As I mentioned during the last debate, this is not a black and white, a cut-off, a once-and-for-all decision. This will be a judgment made at the time, on the circumstances—and who can tell what those circumstances will be? People will inevitably have to take into account the fact that tomorrow is another day, and it might be a different day from yesterday, but nothing is going to happen overnight. These things will all have to be dealt with and talked through, both before the referendum campaign and after it. I am entirely in sympathy with the instincts behind this amendment, but it does not need to be in the Bill to get that certainty. The issue could be dealt with at a later stage—in the next Parliament, depending on the circumstances of the day. On those grounds, and for all the other grounds that I pointed out, I request that the noble Lord withdraws his amendment.
My Lords, I believe that the convention is that if it is not a consultative referendum, it is an obligatory referendum, as was the AV referendum. It is not necessary to put in the fact that it is consultative because it is consultative unless we say otherwise. That, I believe, is the convention.

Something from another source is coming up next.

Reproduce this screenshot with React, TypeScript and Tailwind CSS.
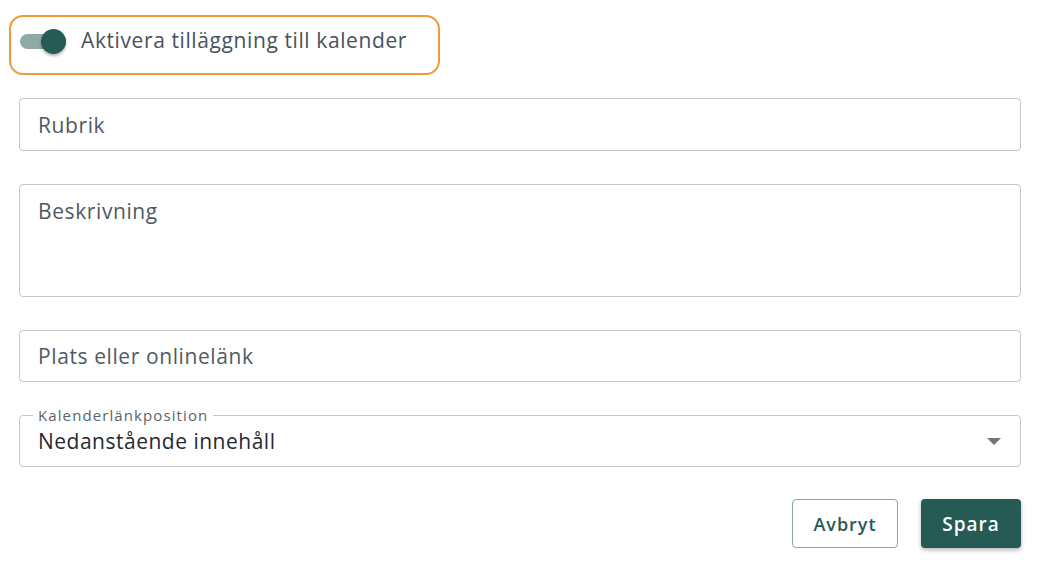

Following up the point made by the noble Lord, Lord Higgins, I am sure that the noble Lord has taken advice and that what he said is correct. But how many of his fellow citizens are going to understand that? If you read the daily press, you would believe that they think that the Bill is going to provide for a mandatory referendum. They think that the outcome of the Bill will be binding on the Government and on Parliament. If that is not the case, the noble Lord should consider very carefully—in the interests, quite rightly, of this being clear and transparent, and so that people know what they are letting themselves in for beforehand and what they are getting afterwards—whether that needs to be made clear in the Bill in some way or another, whether it is by the tense of the verbs used or something like that. Frankly, I do not believe that we can just sail through this process on the advice that he has been given and that the rest of our countrymen will understand that.